Writing is an everyday routine for most of us. List of groceries, tasks at work, notes in school, computations by engineers, or autographs by celebrities – not a single day will pass by that we won’t have anything to write.
And so investing in a good pen is a must.
But how do you know if a pen is better than the other?
Ballpoint pens are all about Practicality.
For writing in a journal or stories or homework or anything more lengthy than quick note taking, a good fountain pen is much better, pleasant and artistic. For cursive writing especially, a fountain pen is the one to choose since you’ll find that it is difficult to write in style with a ball pen, but natural with a fountain pen.
When it comes to being classy, fountain pen always wins.
You really can’t tell. There are pros and cons for each type. But taking a deeper look at their differences can help you decide which everyday pen you should use.
The ballpoint pen can actually trace its origins all the way back to 1888 by John Loud. At that time, Mr. Loud was attempting to make an instrument that would be able to write on different surfaces such as wood, course wrapping paper, and other articles.
But what about using a standard fountain pen instead?
While fountain pens existed at the time, their nib was just too fragile to accomplish the above. Ballpoint pens were then created to resolve this issue. However, as much as it has been a clever solution, it just simply didn't work, causing it to be shelved for several years before it was revived and made with better designs.
When it comes to holding a ballpoint pen, in order to make the ink flow through the ballpoint, you need to apply some pressure.
The pressure needed, depending on the make of the pen itself, can vary greatly from one manufacturer to another.
Unlike a fountain pen, the ink of a ballpoint pen just simply wouldn't flow without pressure.
The added necessity of pressure coupled with the inherent action of a tighter grip on the barrel of the pen itself will inevitably wear out your muscles, especially when writing for a prolonged period.
Therefore, if you are a student, writer, or anyone else who has long writing sessions, then a fountain pen like the Dryden Designs Limited Edition Modern Classic Fountain Pens is just simply a better and more comfortable instrument.
Now, as much as the ballpoint pen might get flak from the penmanship community, they still have their place.
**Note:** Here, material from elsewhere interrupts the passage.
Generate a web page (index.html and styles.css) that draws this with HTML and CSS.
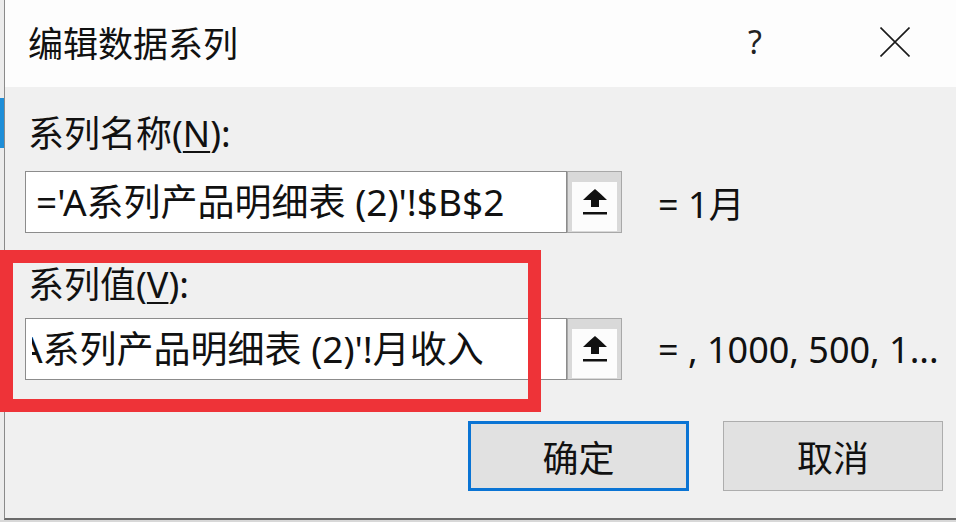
FILE: index.html
```html
<!DOCTYPE html>
<html lang="zh-CN">
<head>
    <meta charset="UTF-8">
    <meta name="viewport" content="width=device-width, initial-scale=1.0">
    <title>编辑数据系列</title>
    <link rel="stylesheet" href="styles.css">
</head>
<body>
    <div class="screen">
        <div class="sheet-edge">
            <div class="sheet-selection"></div>
        </div>
        <div class="dialog">
            <div class="titlebar">
                <div class="title">编辑数据系列</div>
                <div class="help">?</div>
                <div class="close">
                    <svg width="30" height="30" viewBox="0 0 30 30">
                        <path d="M0.5 0.5 L29.5 29.5 M29.5 0.5 L0.5 29.5" stroke="#1a1a1a" stroke-width="1.6" fill="none"/>
                    </svg>
                </div>
            </div>
            <div class="dialog-body">
                <div class="field">
                    <div class="field-label">系列名称(<u>N</u>):</div>
                    <div class="field-row">
                        <div class="ref-input">
                            <div class="ref-text">='A系列产品明细表 (2)'!$B$2</div>
                        </div>
                        <button class="ref-btn" type="button">
                            <span class="ref-btn-face">
                                <svg width="24" height="26" viewBox="0 0 24 26">
                                    <path d="M12 0 Q6 5 0 11 L8 11 L8 18 L16 18 L16 11 L24 11 Q18 5 12 0 Z" fill="#111"/>
                                    <rect x="0" y="23" width="24" height="2.5" fill="#111"/>
                                </svg>
                            </span>
                        </button>
                        <span class="field-value">= 1月</span>
                    </div>
                </div>
                <div class="field field-values">
                    <div class="field-label">系列值(<u>V</u>):</div>
                    <div class="field-row">
                        <div class="ref-input">
                            <div class="ref-text scrolled">='A系列产品明细表 (2)'!月收入</div>
                        </div>
                        <button class="ref-btn" type="button">
                            <span class="ref-btn-face">
                                <svg width="24" height="26" viewBox="0 0 24 26">
                                    <path d="M12 0 Q6 5 0 11 L8 11 L8 18 L16 18 L16 11 L24 11 Q18 5 12 0 Z" fill="#111"/>
                                    <rect x="0" y="23" width="24" height="2.5" fill="#111"/>
                                </svg>
                            </span>
                        </button>
                        <span class="field-value">= , 1000, 500, 1...</span>
                    </div>
                </div>
                <div class="actions">
                    <button class="btn btn-primary" type="button">确定</button>
                    <button class="btn" type="button">取消</button>
                </div>
            </div>
        </div>
        <!-- red annotation box drawn over the dialog -->
        <div class="highlight"></div>
    </div>
</body>
</html>
```

FILE: styles.css
```css
* {
    margin: 0;
    padding: 0;
    box-sizing: border-box;
    font-family: "Noto Sans", "Noto Sans CJK SC", sans-serif;
}

body {
    width: 956px;
    height: 522px;
    overflow: hidden;
    background: #d8d8d8;
}

.screen {
    position: relative;
    display: flex;
    width: 956px;
    height: 522px;
}

.sheet-edge {
    width: 4px;
    height: 520px;
    background: #ececec;
    padding-top: 98px;
}

.sheet-selection {
    height: 50px;
    background: #1e8ed8;
}

.dialog {
    flex: 1;
    height: 520px;
    display: flex;
    flex-direction: column;
    background: #f0f0f0;
    border-left: 1px solid #8a8a8a;
    border-bottom: 2px solid #6a6a6a;
}

.titlebar {
    height: 87px;
    display: flex;
    align-items: center;
    background: #fdfdfd;
    padding-left: 23px;
    padding-right: 46px;
}

.title {
    font-size: 35px;
    color: #111;
    padding-bottom: 4px;
}

.help {
    margin-left: auto;
    width: 40px;
    text-align: center;
    font-size: 32px;
    color: #222;
    padding-bottom: 4px;
}

.close {
    margin-left: 105px;
    width: 30px;
    height: 30px;
    margin-bottom: 4px;
}

.close svg {
    display: block;
}

.dialog-body {
    flex: 1;
    padding: 27px 13px 0 20px;
}

.field-label {
    font-size: 36px;
    line-height: 40px;
    color: #111;
    padding-left: 3px;
    margin-bottom: 17px;
}

.field-label u {
    text-underline-offset: 4px;
    text-decoration-thickness: 2px;
}

.field-values {
    margin-top: 32px;
}

.field-values .field-label {
    margin-bottom: 13px;
}

.field-row {
    display: flex;
    align-items: center;
    height: 62px;
}

.ref-input {
    flex-shrink: 0;
    width: 542px;
    height: 62px;
    background: #fff;
    border: 1px solid #8c8c8c;
    padding-left: 6px;
    display: flex;
    align-items: center;
}

.ref-text {
    white-space: nowrap;
    font-size: 37px;
    line-height: 48px;
    color: #111;
    padding-left: 4px;
}

/* the edit box is scrolled, so the start of the formula is hidden */
.ref-text.scrolled {
    width: 100%;
    overflow: hidden;
    padding-left: 0;
    text-indent: -40px;
}

.ref-btn {
    flex-shrink: 0;
    width: 55px;
    height: 62px;
    border: 1px solid #a8a8a8;
    background: #d9d9d9;
    padding: 10px 4px 1px 4px;
    display: flex;
}

.ref-btn-face {
    flex: 1;
    background: #fcfcfc;
    display: flex;
    align-items: center;
    justify-content: center;
    padding-bottom: 10px;
}

.ref-btn-face svg {
    display: block;
}

.field-value {
    margin-left: 36px;
    font-size: 36px;
    white-space: nowrap;
    color: #111;
}

.actions {
    display: flex;
    justify-content: flex-end;
    gap: 34px;
    margin-top: 41px;
}

.btn {
    width: 220px;
    height: 70px;
    background: #e1e1e1;
    border: 1px solid #adadad;
    font-size: 36px;
    color: #111;
}

.btn-primary {
    width: 221px;
    border: 3px solid #0a74d4;
}

.highlight {
    position: absolute;
    left: 0;
    top: 250px;
    width: 541px;
    height: 162px;
    border: 13px solid #ee3338;
}
```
Here's why:
Whether you are jotting down a few notes during a business meeting or simply marking off your shopping list on a Sunday morning, the mobility of a ballpoint pen can't be overlooked.
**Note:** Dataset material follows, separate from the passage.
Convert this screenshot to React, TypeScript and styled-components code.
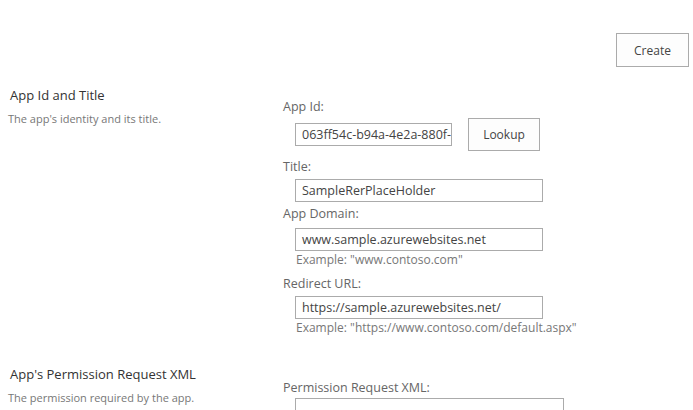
import React from "react";
import styled, { createGlobalStyle } from "styled-components";

const Global = createGlobalStyle`
  html, body { margin: 0; padding: 0; background: #ffffff; }
  body { font-family: "Open Sans", "Noto Sans", sans-serif; color: #444; }
  * { box-sizing: border-box; }
`;

const Page = styled.div`
  width: 693px;
  height: 410px;
  overflow: hidden;
  background: #fff;
`;

const Toolbar = styled.div`
  display: flex;
  justify-content: flex-end;
  padding: 33px 4px 0 0;
  height: 84px;
`;

const Button = styled.button<{ $w: number; $h: number }>`
  width: ${(p) => p.$w}px;
  height: ${(p) => p.$h}px;
  border: 1px solid #ababab;
  background: #fdfdfd;
  color: #444;
  font-family: "Open Sans", sans-serif;
  font-size: 12px;
  padding: 0;
  flex: none;
`;

const Section = styled.div<{ $mt: number }>`
  display: grid;
  grid-template-columns: 283px 1fr;
  margin-top: ${(p) => p.$mt}px;
`;

const Info = styled.div<{ $pt: number }>`
  padding-top: ${(p) => p.$pt}px;
  display: flex;
  flex-direction: column;
  gap: 7px;
`;

const InfoTitle = styled.div`
  font-size: 13px;
  line-height: 18px;
  color: #333;
  padding-left: 10px;
`;

const InfoDesc = styled.div`
  font-size: 11px;
  line-height: 16px;
  color: #777;
  padding-left: 8px;
`;

const Fields = styled.div<{ $pt: number }>`
  padding-top: ${(p) => p.$pt}px;
  display: flex;
  flex-direction: column;
`;

const Label = styled.div<{ $mt?: number }>`
  font-size: 12.5px;
  line-height: 18px;
  color: #666;
  margin-top: ${(p) => p.$mt ?? 0}px;
`;

const Row = styled.div<{ $mt: number }>`
  display: flex;
  align-items: center;
  gap: 16px;
  padding-left: 12px;
  margin-top: ${(p) => p.$mt}px;
`;

const Input = styled.div<{ $w: number; $h?: number }>`
  width: ${(p) => p.$w}px;
  height: ${(p) => p.$h ?? 23}px;
  border: 1px solid #ababab;
  background: #fff;
  font-size: 12.5px;
  line-height: 21px;
  color: #444;
  padding-left: 6px;
  white-space: nowrap;
  overflow: hidden;
  flex: none;
`;

const Hint = styled.div`
  font-size: 12px;
  line-height: 18px;
  color: #777;
  padding-left: 13px;
`;

export default function App() {
  return (
    <Page>
      <Global />
      <Toolbar>
        <Button $w={73} $h={34}>Create</Button>
      </Toolbar>
      <Section $mt={0}>
        <Info $pt={2}>
          <InfoTitle>App Id and Title</InfoTitle>
          <InfoDesc>The app's identity and its title.</InfoDesc>
        </Info>
        <Fields $pt={14}>
          <Label>App Id:</Label>
          <Row $mt={2}>
            <Input $w={157}>063ff54c-b94a-4e2a-880f-</Input>
            <Button $w={72} $h={33}>Lookup</Button>
          </Row>
          <Label $mt={7}>Title:</Label>
          <Row $mt={3}>
            <Input $w={248}>SampleRerPlaceHolder</Input>
          </Row>
          <Label $mt={3}>App Domain:</Label>
          <Row $mt={5}>
            <Input $w={248}>www.sample.azurewebsites.net</Input>
          </Row>
          <Hint>Example: "www.contoso.com"</Hint>
          <Label $mt={6}>Redirect URL:</Label>
          <Row $mt={3}>
            <Input $w={248}>https://sample.azurewebsites.net/</Input>
          </Row>
          <Hint>Example: "https://www.contoso.com/default.aspx"</Hint>
        </Fields>
      </Section>
      <Section $mt={28}>
        <Info $pt={0}>
          <InfoTitle>App's Permission Request XML</InfoTitle>
          <InfoDesc>The permission required by the app.</InfoDesc>
        </Info>
        <Fields $pt={14}>
          <Label>Permission Request XML:</Label>
          <Row $mt={1}>
            <Input $w={269} $h={60} />
          </Row>
        </Fields>
      </Section>
    </Page>
  );
}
Not only are ballpoint pens incredibly portable, but their susceptibility to leaking is also virtually none.
Sure, there might be of the one-off story of a ballpoint pen exploding in a pocket and destroying a shirt, but on the large, they are a pretty clean writing instrument.
You can refer to them too as somewhat more “permanent” than fountain pens as they don’t need regular ink refills to write.
The most distinct feature of any fountain pen will undoubtedly be the nib. If you have been using fountain pens for some time already, you will know for sure that nibs of each pen vary. Hence, they give the fountain pens their unique characteristics.
Allowing the ink to flow effortlessly from the reservoir to the point not only makes it incredibly easy to write, but also gives this writing tool its distinct line style.
Depending on the speed and pressure of your hand while writing will largely determine the stroke width that it makes on the paper.
Like other writing instruments, the fountain pen nib does come in a variety of sizes including the following:
Now, when it comes to the versatility of these two pens, the fountain pen will win hands down.
With the ability to change the stroke width based on pressure and speed, a fountain pen will give an artist a lot more design flexibility.
But we don't want to say beautiful artwork can't be made with a ballpoint pen.
And again, regarding the pressure required to make a ballpoint pen flow, should you be working on a drawing for several hours, you may experience some hand fatigue with this instrument.
Remember, we mentioned last time in our article “42ND NATIONAL HANDWRITING DAY: 6 CREATIVE WAYS PEOPLE CELEBRATED IT” that handwriting is almost as unique as your fingerprint? Well, your fountain pen is being shaped to be as unique as it too.
Given that nib is relatively delicate, it does bend and form to your own writing characteristics. Therefore, how you write is likely not at all similar to that of your spouse or even identical twin.
So, what does this mean?
Your fountain pen becomes unique for every person or for every penmanship.
So don’t share your fountain pen. Sharing your pen with anyone else may cause breakage and a misshaped point on the nib of your pen.
If you are looking for a portable pen you can share with anyone - a ballpoint pen will be your tool of choice.
When taking all of the above into account, when deciding between a ballpoint pen or fountain pen, it's really much a personal choice and how much you should write every day.
If you are looking for a pen that sends a message, then you will want to go with a fountain pen. The varying stroke widths that the nib provides will result in a beautifully presented letter.
The most important aspect of a fountain pen though will definitely be the overall comfort. Without the incessant cramping, you may experience with a ballpoint pen, fountain pens will effortlessly glide when you are putting words on the page.
But like any new tool, expect the learning curve to take some time before you attain a higher writing velocity.
So, if you are in the middle of preparing for finals or have an exam where you need to write an essay within a restricted period of time, it may be best to leave the fountain pen and use your ballpoint pen.